If you are experiencing a medical emergency, please call 911 or seek care at an emergency room.
When an unfamiliar disease strikes, it can cause tremendous fear and anxiety. We’ve seen it before—during the 1918 Spanish flu epidemic and, in more recent times, with HIV, SARS and the anthrax scare after 9/11.
Fear and anxiety breed uncertainty, and that uncertainty tends to be most intense in the earliest phase of any crisis. As COVID-19 spreads across the country, we see the same concerns—fear of infection and of spreading the disease, and the stress of not knowing if you’ve been exposed.
The good news: we are resilient, we will prevail. This storm will pass, as we are already witnessing in the nations that were affected first. Until then, apply these tips, tools and techniques to reduce anxiety and help you and your loved ones weather the COVID-19 pandemic.
Breathe deeply, 10 times, through the nose.
I recommend practicing this daily, both on a routine basis and then whenever anxiety levels begin to rise. Deep breathing can calm you and give your brain time to pause, reset and slow down.
Short-Term Focus, Long-Term Plan
Anxiety often results when you feel you’re losing control. When events are bigger than us and changing rapidly, it’s easy to feel overwhelmed and powerless.
Rather than dwell on all the things you cannot control, think about the things you can. What can you do, right now? Focusing on what you will do today, or even over the next few hours, can help you regain a sense of control and prevent the big picture from looming even larger. Some of those answers are clearly laid out: maintain social distance, limit travel, wash your hands often—all guidelines we have been following.
Short-term planning is especially important when supervising children who are out of school. Planning the day, doing what and when, is a healthy focus. But understand that the schedule may get knocked off-track, so flexibility is key as well.
Long-term planning is OK as long as we don’t obsess over an unpredictable future. Take care of your health. If you are on prescription medications, be sure you have enough on hand. If you have an urgent medical need, reach out to your provider. MedStar Health is doing what needs to be done to maintain business as usual while assuring preparedness to manage any virus situations that may arise. Communication is key. Call or use MedStar eVisit, if you need it.
Do More of What Makes You Happy
Though quite out of the ordinary, today’s situation is not without precedent. People have coped in similar circumstances.
Most of us are lucky to have the basics—food, power and shelter. Look at the current scenario as an opportunity. What hobbies or other forms of personal development can you pursue, now that you have more time?
- Spring is blossoming and the weather is warming up. Many will find gardening and yard work calming and productive
- Get outside when the weather is good, as long as you maintain social distance
- Get the guitar out of the closet, or dust off the piano. I grew up singing (poorly) and I find myself singing a lot more. It makes me feel good. I still sing poorly but I do it anyway
- Spend quality time with your pets
- Writing, art, cooking—devote time to anything creative that you enjoy
Distance, Not Isolation
Remember that distancing doesn’t mean isolation. We are going through this with technology that makes staying connected easier than ever.

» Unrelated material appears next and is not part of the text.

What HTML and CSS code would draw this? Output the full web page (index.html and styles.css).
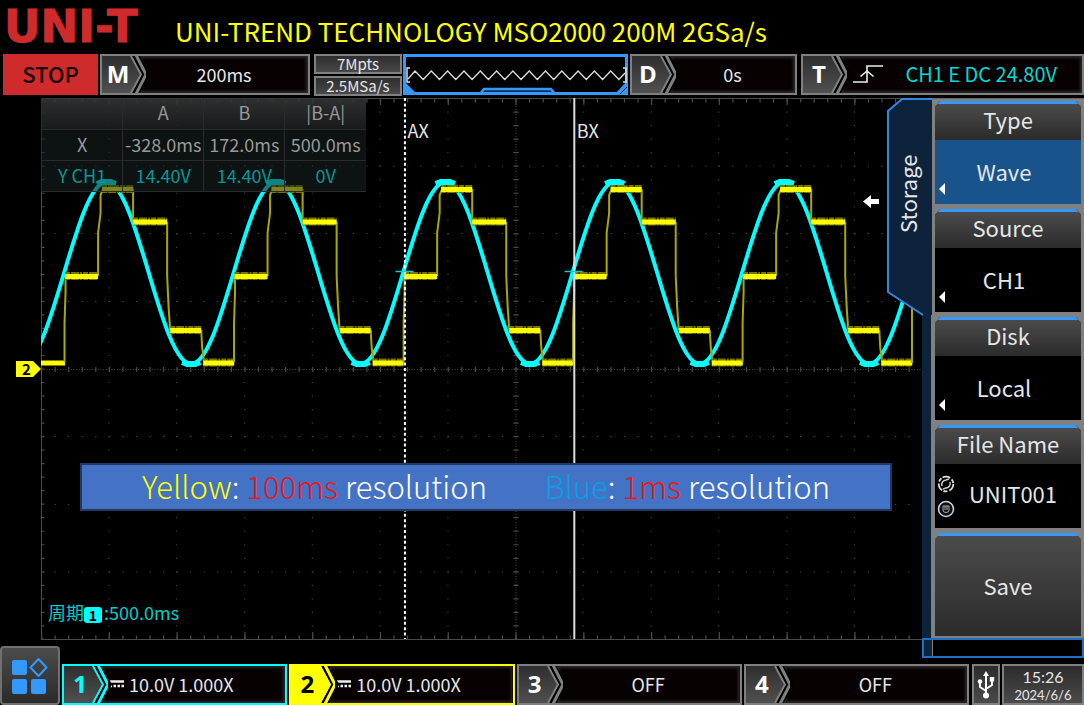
FILE: index.html
```html
<!DOCTYPE html>
<html lang="en">
<head>
  <meta charset="UTF-8"/>
  <meta name="viewport" content="width=device-width, initial-scale=1"/>
  <title>UNI-T MSO2000</title>
  <link rel="stylesheet" href="styles.css">
</head>
<body>
  <!-- shared shapes -->
  <svg class="defs" width="0" height="0" aria-hidden="true">
    <defs>
      <linearGradient id="tag-fill" x1="0" y1="0" x2="0" y2="1">
        <stop offset="0" stop-color="#2e2e2e"/>
        <stop offset="1" stop-color="#505050"/>
      </linearGradient>
      <symbol id="chevron" viewBox="0 0 44 37">
        <path class="chevron-fill" d="M0 0H30L40 18.500L30 37H0Z"/>
        <path d="M29 0L39 18.500L29 37" fill="none" stroke="currentColor" stroke-width="2"/>
        <path d="M31.500 0L41.500 18.500L31.500 37" fill="none" stroke="#000" stroke-width="2"/>
        <path d="M34 -1L44 18.500L34 38" fill="none" stroke="currentColor" stroke-width="3"/>
      </symbol>
      <symbol id="dc" viewBox="0 0 15 8">
        <path d="M0 1.500H15M0 6H3M4.500 6H7M8.500 6H11M12.500 6H15" stroke="#eee" stroke-width="2.600"/>
      </symbol>
    </defs>
  </svg>

  <header class="title-bar">
    <div class="logo">UNI-T</div>
    <h1>UNI-TREND TECHNOLOGY MSO2000 200M 2GSa/s</h1>
  </header>

  <!-- top status row -->
  <section class="status-bar">
    <button class="stop">STOP</button>
    <button class="cell timebase">
      <span class="tag"><svg><use href="#chevron"/></svg><b>M</b></span>
      <span class="value">200ms</span>
    </button>
    <div class="memory">
      <span>7Mpts</span>
      <span>2.5MSa/s</span>
    </div>
    <div class="preview">
      <svg viewBox="0 0 225 41" preserveAspectRatio="none">
        <path d="M77 40L81 35H148L152 40" fill="#0c2f55" stroke="#3399ff" stroke-width="2.500"/>
        <path d="M1.500 1.500H223.500V39.500H1.500Z" fill="none" stroke="#3399ff" stroke-width="3"/>
        <path d="M1 27L14 40H1ZM224 27V40H212Z" fill="#3399ff"/>
        <path d="M224 33L217 40" stroke="#000" stroke-width="1"/>
        <path d="M7 14H4V28H7M220 14H223V28H220" fill="none" stroke="#ddd" stroke-width="1.500"/>
        <path d="M5 25L12 17L20.200 25.500L28.300 17L36.500 25.500L44.600 17L52.800 25.500L61 17L69.100 25.500L77.300 17L85.400 25.500L93.600 17L101.700 25.500L109.900 17L118 25.500L126.200 17L134.300 25.500L142.500 17L150.700 25.500L158.800 17L167 25.500L175.100 17L183.300 25.500L191.400 17L199.600 25.500L207.700 17L215.900 25.500L222 19" fill="none" stroke="#ddd" stroke-width="1.300"/>
      </svg>
    </div>
    <button class="cell delay">
      <span class="tag"><svg><use href="#chevron"/></svg><b>D</b></span>
      <span class="value">0s</span>
    </button>
    <button class="cell trigger">
      <span class="tag"><svg><use href="#chevron"/></svg><b>T</b></span>
      <span class="value">
        <svg class="edge" viewBox="0 0 30 18"><path d="M0 17H14V1H30M7.500 11.500L14 6L20.500 11.500" fill="none" stroke="#eee" stroke-width="1.600"/></svg>
        <span>CH1 E DC 24.80V</span>
      </span>
    </button>
  </section>

  <main class="screen">
    <section class="plot">
      <svg class="trace" viewBox="0 0 880 542" preserveAspectRatio="none">
        <defs>
          <path id="sine" d="M0 266C30.800 266 53.850 84 84.650 84S138.500 266 169.300 266"/>
          <path id="crest" d="M75 86L80 84H89L94 86M-9 264L-4 266H4L9 264"/>
          <g id="steps">
            <path class="step-edge" d="M-.5 264V225L.5 195V179M33 178V135L35.500 115V97L38 91M68 91V124M102 124V178L103.500 210L105 232M136 232L137 250L139 264"/>
            <path class="step-noise" d="M0 178H33M37 91H68M68 123.500H102M105 232H136M138 264.500H168"/>
            <path class="step-level" d="M0 178.500H33M37 91.500H68M68 124H102M105 232.500H136M138 265H169"/>
          </g>
        </defs>

        <!-- graticule -->
        <g class="grid">
          <path stroke-dasharray="1.200 12.340" d="M0 68H880M0 135.500H880M0 203.500H880M0 338.500H880M0 406.500H880M0 474H880"/>
          <path stroke-dasharray="1.200 12.320" d="M68 0V541M135.500 0V541M203.500 0V541M271 0V541M338.500 0V541M406.500 0V541M541.500 0V541M609.500 0V541M677 0V541M745 0V541M812.500 0V541"/>
          <path stroke-dasharray="1 1.700" d="M0 271.500H880M474.500 0V541"/>
          <path stroke-dasharray="1.200 12.340" stroke-width="5" d="M0 271.500H880M0 2H880M0 540H880"/>
          <path stroke-dasharray="1.200 66.500" stroke-width="8" d="M0 3H880M0 538H880"/>
          <path stroke-dasharray="1.200 12.320" stroke-width="5" d="M474.500 0V541M1 0V541"/>
          <path d="M880 .5H.5V541.500H880"/>
        </g>

        <g class="ch1">
          <use href="#sine" x="-19.300"/><use href="#sine" x="150"/><use href="#sine" x="319.300"/>
          <use href="#sine" x="488.600"/><use href="#sine" x="657.900"/><use href="#sine" x="827.200"/>
          <g class="crests">
            <use href="#crest" x="-19.300"/><use href="#crest" x="150"/><use href="#crest" x="319.300"/>
            <use href="#crest" x="488.600"/><use href="#crest" x="657.900"/><use href="#crest" x="827.200"/>
          </g>
        </g>

        <g class="ch2">
          <path class="step-level" d="M0 265H24"/>
          <use href="#steps" x="24"/><use href="#steps" x="193.300"/><use href="#steps" x="362.700"/>
          <use href="#steps" x="532"/><use href="#steps" x="701.300"/>
          <path class="step-edge" d="M870 265V200"/>
        </g>

        <!-- time cursors -->
        <path d="M363.500 0V541" stroke="#fff" stroke-width="2" stroke-dasharray="3 2.400"/>
        <path d="M532.700 0V541" stroke="#ddd" stroke-width="2"/>
        <path d="M354 173.500H372M523 173.500H541" stroke="#00d0d0" stroke-width="1.500"/>
        <path d="M821 103.500L829 97V101H837V106H829V110Z" fill="#fff"/>
      </svg>

      <div class="ground-marker">2</div>
      <div class="cursor-label ax">AX</div>
      <div class="cursor-label bx">BX</div>

      <table class="readout">
        <tr><th></th><th>A</th><th>B</th><th>|B-A|</th></tr>
        <tr><td>X</td><td>-328.0ms</td><td>172.0ms</td><td>500.0ms</td></tr>
        <tr class="y-row"><td>Y CH1</td><td>14.40V</td><td>14.40V</td><td>0V</td></tr>
      </table>

      <div class="note">
        <p><span class="yellow">Yellow</span>: <span class="red">100ms</span> resolution</p>
        <p><span class="blue">Blue</span>: <span class="red">1ms</span> resolution</p>
      </div>

      <div class="measure"><span>周期</span><b>1</b><span>:500.0ms</span></div>
    </section>

    <aside class="menu">
      <button class="tab">
        <svg viewBox="0 0 45 218">
          <path d="M45 0H15L1 13V194L36 217H45Z" fill="#0c233b"/>
          <path d="M45 1H15L1 13V194L36 217" fill="none" stroke="#3386dd" stroke-width="2"/>
        </svg>
        <span>Storage</span>
      </button>
      <div class="softkeys">
        <button class="softkey active"><span class="name">Type</span><span class="choice">Wave</span></button>
        <button class="softkey"><span class="name">Source</span><span class="choice">CH1</span></button>
        <button class="softkey"><span class="name">Disk</span><span class="choice">Local</span></button>
        <button class="softkey file">
          <span class="name">File Name</span>
          <span class="choice">
            <svg viewBox="0 0 18 44">
              <circle cx="9" cy="9" r="7.300" fill="none" stroke="#ddd" stroke-width="1.800" stroke-dasharray="8 2 4 1.300"/>
              <path d="M5 11A4.500 4.500 0 0 1 9 5L12 4M13 7A4.500 4.500 0 0 1 9 13L6 14" fill="none" stroke="#ccc" stroke-width="1.400"/>
              <circle cx="9" cy="34" r="7.500" fill="#111" stroke="#b9cfe6" stroke-width="1.600"/>
              <path d="M6 31V35Q6 37.500 9 37.500T12 35V31M8 31V35M10 31V35M6 31H12" fill="none" stroke="#aaa" stroke-width="1"/>
            </svg>
            UNIT001
          </span>
        </button>
        <button class="softkey save">Save</button>
      </div>
      <div class="menu-foot"></div>
    </aside>
  </main>

  <!-- channel row -->
  <footer class="channel-bar">
    <button class="apps" aria-label="Apps">
      <svg viewBox="0 0 36 36" fill="#3399ff">
        <rect x="0" y="2" width="15" height="15" rx="2"/>
        <rect x="0" y="21" width="15" height="15" rx="2"/>
        <rect x="19" y="21" width="15" height="15" rx="2"/>
        <path d="M26.500 1L34.500 9.500L26.500 18L18.500 9.500Z" fill="none" stroke="#3399ff" stroke-width="2" stroke-linejoin="round"/>
      </svg>
    </button>
    <button class="cell channel one">
      <span class="tag"><svg><use href="#chevron"/></svg><b>1</b></span>
      <span class="value"><svg class="dc"><use href="#dc"/></svg>10.0V 1.000X</span>
    </button>
    <button class="cell channel two">
      <span class="tag"><svg><use href="#chevron"/></svg><b>2</b></span>
      <span class="value"><svg class="dc"><use href="#dc"/></svg>10.0V 1.000X</span>
    </button>
    <button class="cell channel">
      <span class="tag"><svg><use href="#chevron"/></svg><b>3</b></span>
      <span class="value">OFF</span>
    </button>
    <button class="cell channel">
      <span class="tag"><svg><use href="#chevron"/></svg><b>4</b></span>
      <span class="value">OFF</span>
    </button>
    <div class="usb">
      <svg viewBox="0 0 18 28" fill="none" stroke="#fff" stroke-width="2">
        <path d="M9 24V4M9 20L3 16V11M9 18L15 14V9"/>
        <path d="M9 0L12 5H6Z" fill="#fff" stroke="none"/>
        <circle cx="9" cy="24.500" r="3" fill="#fff" stroke="none"/>
        <circle cx="3" cy="10.500" r="2.300" fill="#fff" stroke="none"/>
        <path d="M12.800 6H17.200V10.500H12.800Z" fill="#fff" stroke="none"/>
      </svg>
    </div>
    <div class="clock"><span>15:26</span><small>2024/6/6</small></div>
  </footer>
</body>
</html>
```
FILE: styles.css
```css
:root {
  --frame: #808080;
  --blue: #3399ff;
  --cyan: #00ffff;
  --yellow: #ffff00;
  --gap: 2px;
}

* { box-sizing: border-box; }

body {
  margin: 0;
  min-height: 100vh;
  display: flex;
  flex-direction: column;
  background: #000;
  color: #e6e6e6;
  font-family: "Noto Sans CJK SC", "Noto Sans", sans-serif;
  font-size: 18px;
  line-height: 24px;
}

.defs { position: absolute; }

button {
  margin: 0;
  padding: 0;
  border: 0;
  background: none;
  color: inherit;
  font: inherit;
  cursor: pointer;
}

/* title */
.title-bar {
  display: flex;
  align-items: center;
  height: 54px;
  padding-left: 4px;
}
.logo {
  width: 171px;
  color: #cf2b2d;
  font-family: "DejaVu Sans", sans-serif;
  font-size: 45px;
  font-weight: 700;
  line-height: 50px;
  -webkit-text-stroke: 1px #cf2b2d;
}
.title-bar h1 {
  margin: 8px 0 0;
  color: var(--yellow);
  font-size: 26px;
  font-weight: 400;
  line-height: 30px;
  white-space: nowrap;
}

/* rows of framed cells */
.status-bar,
.channel-bar {
  display: flex;
  gap: var(--gap);
  height: 41px;
}
.status-bar { padding-left: 3px; }
.cell {
  display: flex;
  border: 2px solid var(--frame);
  overflow: hidden;
}
.tag {
  position: relative;
  flex: none;
  width: 44px;
  height: 37px;
  color: var(--frame);
}
.tag svg {
  display: block;
  width: 44px;
  height: 37px;
}
.tag b {
  position: absolute;
  inset: 0 12px 0 0;
  color: #fff;
  font-family: "Open Sans", sans-serif;
  font-size: 24px;
  line-height: 35px;
  text-align: center;
}
.chevron-fill { fill: var(--tag-fill, url(#tag-fill)); }
.value {
  flex: 1;
  display: flex;
  align-items: center;
  justify-content: center;
  height: 37px;
  margin-left: -6px;
  padding-bottom: 2px;
  background: #070102;
  box-shadow: inset 0 0 3px 2px #2c2829;
  clip-path: polygon(0 0, 100% 0, 100% 100%, 0 100%, 10px 50%);
}

.stop {
  width: 95px;
  padding-bottom: 4px;
  background: #cf2b2d;
  color: #140303;
  font-size: 22px;
  font-weight: 500;
}
.timebase { width: 210px; }
.memory {
  display: flex;
  flex-direction: column;
  gap: 2px;
  width: 88px;
  margin-left: 2px;
}
.memory span {
  flex: 1;
  border: 2px solid var(--frame);
  background: linear-gradient(#2e2e2e, #484848);
  font-size: 15px;
  line-height: 16px;
  text-align: center;
}
.preview { width: 225px; margin-left: -1px; }
.preview svg { display: block; width: 100%; height: 41px; }
.delay { width: 167px; }
.trigger { flex: 1; margin-left: 2px; }
.trigger .value {
  justify-content: space-between;
  padding: 0 25px 2px 12px;
  color: #00d8d8;
  font-size: 20px;
}
.edge { width: 30px; height: 18px; }

/* waveform area */
.screen {
  flex: 1;
  display: flex;
  padding-top: 3px;
  min-height: 400px;
}
.plot {
  position: relative;
  flex: 1;
  margin: 0 0 24px 41px;
}
.trace {
  position: absolute;
  inset: 0;
  width: 100%;
  height: 100%;
  overflow: hidden;
}
.grid path { fill: none; stroke: #4a4a4a; }
.ch1 { fill: none; stroke: var(--cyan); stroke-width: 4; }
.crests { stroke-width: 6; }
.ch2 { fill: none; }
.step-edge { stroke: #a8a800; stroke-width: 2; }
.step-noise { stroke: #777700; stroke-width: 8; stroke-dasharray: 5 1 8 1 2 1; }
.step-level { stroke: var(--yellow); stroke-width: 5; }

.ground-marker {
  position: absolute;
  top: 50%;
  right: 100%;
  width: 25px;
  height: 16px;
  margin-top: -8px;
  padding-right: 4px;
  background: var(--yellow);
  clip-path: polygon(0 0, 17px 0, 100% 50%, 17px 100%, 0 100%);
  color: #000;
  font-size: 15px;
  font-weight: 700;
  line-height: 15px;
  text-align: center;
}
.cursor-label {
  position: absolute;
  top: 20px;
}
.ax { left: 41.6%; }
.bx { left: 60.8%; }

.readout {
  position: absolute;
  top: 0;
  left: 0;
  width: 325px;
  table-layout: fixed;
  border-collapse: collapse;
  background: rgba(24, 32, 34, .55);
  color: #999;
}
.readout th,
.readout td {
  height: 31px;
  padding: 0 0 2px;
  border: 1px solid #2b2b2b;
  border-width: 0 0 1px 1px;
  font-weight: 400;
  text-align: center;
}
.readout th { background: linear-gradient(rgba(60, 60, 60, .7), rgba(30, 30, 30, .7)); }
.y-row { color: #009a9a; }

.note {
  position: absolute;
  right: 30px;
  bottom: 129px;
  left: 39px;
  display: flex;
  align-items: center;
  justify-content: space-between;
  height: 48px;
  padding: 0 60px;
  border: 2px solid #203864;
  background: #4472c4;
  color: #fff;
  font-size: 31px;
  font-weight: 300;
  line-height: 42px;
  white-space: nowrap;
}
.note p { margin: 0 0 2px; }
.yellow { color: var(--yellow); }
.red { color: #f01414; }
.blue { color: #00a2e8; }

.measure {
  position: absolute;
  bottom: 16px;
  left: 7px;
  display: flex;
  align-items: center;
  color: #00cccc;
}
.measure b {
  width: 18px;
  margin: 6px 2px 0 0;
  border-radius: 3px;
  background: var(--cyan);
  color: #000;
  font-size: 14px;
  line-height: 16px;
  text-align: center;
}

/* side menu */
.menu {
  position: relative;
  display: flex;
  flex-direction: column;
  width: 162px;
  margin-bottom: 6px;
  background: #0c233b;
}
.tab {
  position: absolute;
  top: 0;
  left: -35px;
  width: 45px;
  height: 218px;
}
.tab svg {
  position: absolute;
  inset: 0;
  width: 45px;
  height: 218px;
}
.tab span {
  position: absolute;
  inset: 0 4px 26px 0;
  writing-mode: vertical-rl;
  transform: rotate(180deg);
  font-size: 22px;
  line-height: 41px;
  text-align: center;
}
.softkeys {
  flex: 1;
  display: grid;
  grid-template-rows: repeat(5, 1fr);
  gap: 5px;
  margin-left: 9px;
  padding: 2px 3px 2px 4px;
  border-top: 1px solid #666;
  background: var(--frame);
}
.softkey {
  display: flex;
  flex-direction: column;
  border-top: 3px solid var(--blue);
  background: #000;
  clip-path: polygon(5px 0, calc(100% - 5px) 0, 100% 6px, 100% 100%, 0 100%, 0 6px);
  font-size: 22px;
}
.name {
  width: 100%;
  height: 36px;
  background: linear-gradient(#4b4b4b, #2b2b2b);
  line-height: 30px;
}
.choice {
  position: relative;
  flex: 1;
  display: flex;
  align-items: center;
  justify-content: center;
  width: 100%;
  padding: 0 8px 2px 0;
}
.choice::before {
  content: "";
  position: absolute;
  bottom: 9px;
  left: 4px;
  border: 6px solid transparent;
  border-right-color: #fff;
  border-left: 0;
}
.active .choice { background: #19538b; }
.file .choice { padding: 0 0 6px 10px; }
.file .choice::before { content: none; }
.file svg {
  position: absolute;
  top: 11px;
  left: 2px;
  width: 18px;
  height: 44px;
}
.save {
  align-items: center;
  justify-content: center;
  padding-bottom: 3px;
  background: linear-gradient(#4b4b4b, #2b2b2b);
}
.menu-foot {
  height: 20px;
  border: 2px solid #1f6fc4;
  background: linear-gradient(90deg, #0c233b 8px, var(--frame) 8px 9px, #000 9px);
}

/* channels */
.channel-bar { align-items: flex-end; }
.apps {
  width: 60px;
  height: 59px;
  margin-top: -18px;
  padding-top: 4px;
  border: 2px solid #707070;
  border-radius: 4px;
  background: linear-gradient(#4b4b4b, #2b2b2b);
}
.apps svg { width: 36px; height: 36px; }
.channel {
  flex: 1;
  height: 41px;
}
.one, .one .tag { border-color: var(--cyan); color: var(--cyan); }
.one .tag b { color: var(--cyan); }
.two, .two .tag { border-color: var(--yellow); color: var(--yellow); }
.two { --tag-fill: var(--yellow); }
.two .tag b { color: #000; }
.one .value,
.two .value {
  justify-content: flex-start;
  gap: 5px;
  padding-left: 7px;
  color: #e6e6e6;
}
.dc { width: 15px; height: 8px; }
.usb,
.clock {
  display: flex;
  align-items: center;
  justify-content: center;
  height: 41px;
  border: 2px solid var(--frame);
  background: linear-gradient(#2b2b2b, #4b4b4b);
}
.usb { width: 28px; margin-left: 1px; }
.usb svg { width: 18px; height: 28px; }
.clock {
  flex-direction: column;
  width: 82px;
  font-family: Lato, sans-serif;
  font-size: 16px;
  line-height: 20px;
}
.clock small { font-size: 13px; line-height: 16px; }
```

Stay in touch with friends and loved ones, by phone, email and social media—especially those with more restrictive limits, like the elderly in nursing homes.
Occasionally Disconnect From TV and Social Media
The illness is dominating the news cycle and it’s difficult to escape. It’s a good idea to limit news and social media. In the evenings, after answering COVID-19 emails for 30 minutes, I spend 30 minutes reading. Then I go to bed early. Turning off the barrage of information can be good for your mental health.
Put Others First
No one individual alone can solve a crisis. But each of us can take action that benefits those around us. This powerful tool can actually improve your own outlook. Caring about others is a very effective way to care for yourself. Here are some examples:
- Help the kids with schoolwork
- Check—from a distance—on elderly neighbors and look for ways to help them cope
- Reach out to family at a distance and any others at higher medical risk
- Take a moment to contact anyone in your circle who may feel lonely or isolated
Nobody Has All the Answers
As the COVID-19 situation evolves, it is OK to feel anxious and not have all the answers. Do what you can, right now.
We are all leaders. So we must act like leaders, with a mission and a sense of purpose. That will empower you and those around you to stay calm and focused.